Two weeks ago was the Songkran festival here in Thailand – or the Buddhist new year. It’s a pretty famous festival worldwide actually; know for its tradition of water throwing. Everything from a courteous sprinkle or polite splash to a well-aimed bucket helps participants articulate the good-natured festival fever. It's a practical and mostly welcome solution to the sweltering dry season heat.
Over three hot, sticky days locals see in the traditional Thai New Year, and the whole country is gripped by body-cooling, spirit-cleansing celebrations that involve paying respect to parents and elders, making merit, giving their homes a spring-clean, and still squeezing in time for partying! No point in Thailand having a holiday if you can’t have a party.
The great thing for me is that I had my friend Andrea visiting, so iI had someone to share the madness and mayhem of Bangkok Songkran. We went to Khao San Road, which had tens of thousands of young Thais out and about spraying water, drinking, wiping flour on people’s faces and generally running amok. It was like Rotto x 10 for them I think. The cool thing for me was there was no aggro – just lots of smiles and some very, very soggy clothes.
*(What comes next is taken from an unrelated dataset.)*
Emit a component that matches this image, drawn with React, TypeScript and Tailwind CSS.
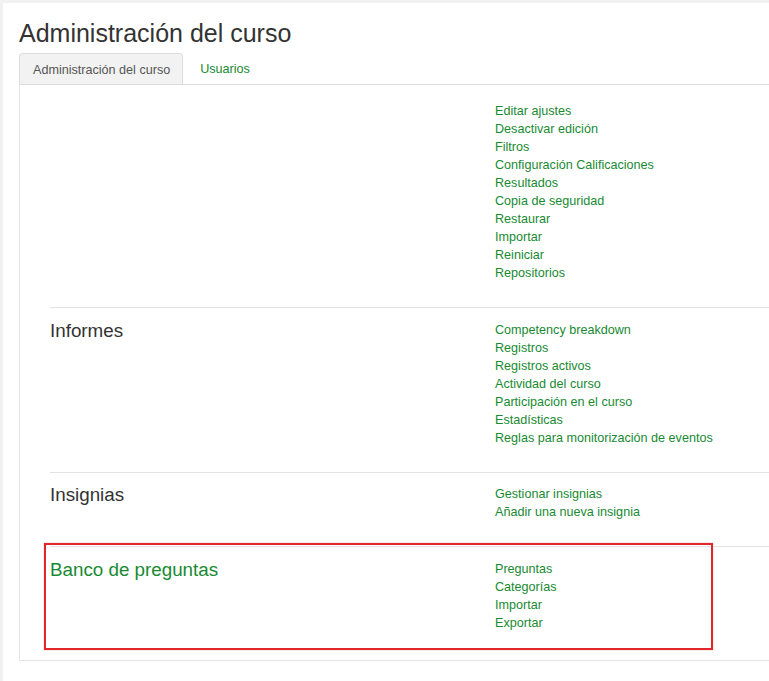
import React from "react";

const sections: { title: string; green?: boolean; links: string[]; pt: string; pb: string; border: boolean }[] = [
  {
    title: "",
    links: [
      "Editar ajustes",
      "Desactivar edición",
      "Filtros",
      "Configuración Calificaciones",
      "Resultados",
      "Copia de seguridad",
      "Restaurar",
      "Importar",
      "Reiniciar",
      "Repositorios",
    ],
    pt: "pt-[17px]",
    pb: "pb-[25px]",
    border: false,
  },
  {
    title: "Informes",
    links: [
      "Competency breakdown",
      "Registros",
      "Registros activos",
      "Actividad del curso",
      "Participación en el curso",
      "Estadísticas",
      "Reglas para monitorización de eventos",
    ],
    pt: "pt-[13px]",
    pb: "pb-[25px]",
    border: true,
  },
  {
    title: "Insignias",
    links: ["Gestionar insignias", "Añadir una nueva insignia"],
    pt: "pt-[12px]",
    pb: "pb-[25px]",
    border: true,
  },
  {
    title: "Banco de preguntas",
    green: true,
    links: ["Preguntas", "Categorías", "Importar", "Exportar"],
    pt: "pt-[13px]",
    pb: "pb-[28px]",
    border: true,
  },
];

export default function App() {
  return (
    <div
      className="relative w-[769px] h-[681px] overflow-hidden bg-[#f1f1f1] pt-[3px] pl-[3px]"
      style={{ fontFamily: '"Liberation Sans", Arial, sans-serif' }}
    >
      <div className="h-full w-[1100px] bg-white pl-[16px]">
        <h2 className="pt-[15px] text-[25px] leading-[30px] text-[#333] font-normal">
          Administración del curso
        </h2>
        <div className="mt-[5px] w-[900px]">
          <div className="flex border-b border-[#dddddd] h-[32px]">
            <div className="flex h-[31px] items-center rounded-t-[4px] border border-b-0 border-[#dddddd] bg-[#f2f2f2] pt-[2px] pl-[13px] pr-[12px] text-[12.6px] text-[#555]">
              Administración del curso
            </div>
            <div className="flex h-[31px] items-center pt-[2px] pl-[17px] text-[12.6px] text-[#188a32]">
              Usuarios
            </div>
          </div>
          <div className="border-l border-b border-[#e6e6e6] px-[30px]">
            {sections.map((s, i) => (
              <div
                key={i}
                className={`flex ${s.pt} ${s.pb} ${s.border ? "border-t border-[#e3e3e3]" : ""}`}
              >
                <div className="w-[445px] shrink-0">
                  {s.title && (
                    <div
                      className={`-mt-px text-[18.8px] leading-[22px] ${
                        s.green ? "text-[#188a32]" : "text-[#333]"
                      }`}
                    >
                      {s.title}
                    </div>
                  )}
                </div>
                <div className="flex flex-col">
                  {s.links.map((l) => (
                    <div key={l} className="text-[12.6px] leading-[18px] text-[#188a32]">
                      {l}
                    </div>
                  ))}
                </div>
              </div>
            ))}
          </div>
        </div>
      </div>
      <div className="absolute left-[44px] top-[543px] w-[669px] h-[107px] border-2 border-[#e1262c] shadow-[0_0_1px_#f08080]" />
    </div>
  );
}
Check out my pictures on this Facebook profile.
While Bangkok is fun, a lot of the main action for Songkran happens at Chang Mai, the northern city. Believe it or not I was there in 1990 when I was backpacking after working in Singapore. It was a lot of fun then and a lot of the parades and traditions are still there apparently. God I can’t believe that was 17 years ago.
As for Bangkok, apart from the water madness, it’s actually very quiet over this holiday period. That’s because there's a much deeper meaning to Songkran beyond getting drenched. Most Thais in fact head home to enjoy a break punctuated by religious ceremonies with their family. For them it's a time to express thanks to those they respect, loyalty to ancestors, an awareness of family and social responsibilities and their religious devotion - as well as get wet.
A period of transition, it's also a time for new beginnings. Songkran, derived from Sanskrit, means 'a move over' or 'change', and that’s exactly what Thais do. Everyone cleans everything out of their homes that is old and they want to throw away – which means heaps of junk on the street.
It was awesome fun – but after two days of getting drenched Andrea and I were taking cover from the continual frivolity. In fact a lot of critics in the press and politics grumble nowadays that Songkran is becoming too dominated by revelry that cares little for its meaning. Especially at partying epicentres like Khao San Road that we went to, where liquid-based festivities - water and alcohol - veer on the Bacchanalian, and a pretty crazy carnival atmosphere takes hold. Headlines splashed across front pages this year report new peaks of nationwide delinquency, with wildly drunk teenagers, motorcycle racing, gambling, water-throwing to insane extremes and, tragically, many fatal road accidents often marring the three days.
Still, I think the charms of the traditional survive, and it’s easy to see why. Despite the complaints of the wowsers, this is a peaceful and fun time – a mid-summer celebration of what it is to be Thai. I can’t imagine another city in the world where the spirit of the party – the fun, the respect and the laughter – would be maintained over 3 days without it turning into something else.
It’s an amazing time to be in Bangkok – if you ever make it here – try and come for Songkran.